プロコフィエフ 「ロメオとジュリエット」より「ジュリエットの墓の前のロメオ」

 前編の最後「シューベルトのセレナーデ」の項で、シェイクスピアの「ロメオとジュリエット」に触れたが、今回は窓の下での恋の語らいも空しく両人の交際がそれぞれの家に認められず、苦肉の策として死を装ったジュリエットの墓を見たロメオが嘆き悲しむシーンである。

 ロシアの作曲家セルゲイ・プロコフィエフ(1891~1953年)の楽曲は、それまでドイツ近辺を中心に展開したクラシック音楽のロマンティックで流麗な旋律が織り成す世界とは異質で、メロディーの音の飛び方や和音構成が前衛的な趣を持つのが特徴だ。バレエ音楽として作曲された「ロメオとジュリエット」も、音が飛び跳ねるような部分を多々持ち、中にはハンマーでぶったたくような打撃音がただ十数発連続して発せられるといった箇所もある。何度聴いてもその意外性を楽しむことができる。

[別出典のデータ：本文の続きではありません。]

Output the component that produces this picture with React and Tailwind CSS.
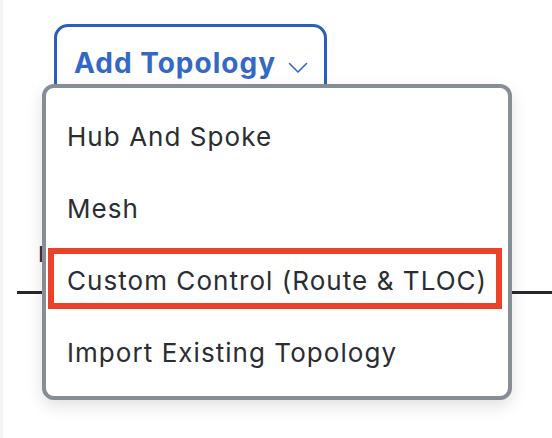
import React from 'react';

const items = ['Hub And Spoke', 'Mesh', 'Custom Control (Route & TLOC)', 'Import Existing Topology'];

export default function App() {
    return (
        <div className="relative flex w-[552px] h-[438px] overflow-hidden bg-white font-['Inter',sans-serif]">
            <div className="w-[3px] shrink-0 bg-[#f3f4f5]" />

            <div className="flex-1 flex flex-col">
                <button className="ml-[51px] mt-[24px] w-[273px] h-[80px] shrink-0 flex items-start gap-[12px] pl-[17px] pt-[23px] border-[3px] border-[#2b5fbf] rounded-[14px] bg-white text-[#3468c6]">
                    <span className="text-[28px] leading-[27px] font-bold tracking-[1px]">Add Topology</span>
                    <svg width="20" height="12" viewBox="0 0 20 12" fill="none" className="mt-[12px]">
                        <path d="M1.5 1.5 L10 10 L18.5 1.5" stroke="#3468c6" strokeWidth="1.6" strokeLinecap="round" strokeLinejoin="round" />
                    </svg>
                </button>

                <div className="ml-[35px] mt-[139px] text-[22px] leading-[22px] text-[#25282c]">Interval</div>
                <div className="ml-[14px] mt-[26px] h-[3px] bg-[#25282c]" />
            </div>

            {/* dropdown menu */}
            <div className="absolute left-[42px] top-[84px] w-[470px] h-[316px] border-4 border-[#878d95] rounded-[12px] bg-white shadow-[0_6px_16px_rgba(0,0,0,0.12)] pt-[12px] pb-[9px]">
                {items.map((label, i) => (
                    <div key={label} className="relative h-[72px] flex items-center pl-[21px] text-[26px] text-[#2a2d33] tracking-[1.05px]">
                        {label}
                        {i === 2 && (
                            <div className="absolute left-[2px] right-[6px] top-[4px] bottom-[7px] border-[6px] border-[#e8432a] blur-[0.5px]" />
                        )}
                    </div>
                ))}
            </div>
        </div>
    );
}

 その中で特に印象に残るのが「ジュリエットの墓の前のロメオ」(「ジュリエットの葬式」)である。絶望を表す響きの中に、ロメオの愛の叫びを聴くことができる。前衛的だが決して無機的ではない。プロコフィエフのそうした音楽性を存分に味わうことができる一曲である。

ショパン 「別れの曲」

 ポーランド出身のフレデリック・ショパン(1810~1849年)の「別れの曲」は、この世の中で最も美しい音楽の一つといってもいいのではないだろうか。ただし「別れの曲」というのは、ショパンがつけたタイトルではない。この曲を主題に戦前欧州で制作された映画の邦題がそのまま定着したのだそうだ。もともとの曲名は「12の練習曲」の第3番。この記号のような曲名のままでは、ここまで流布したかどうかは分からない。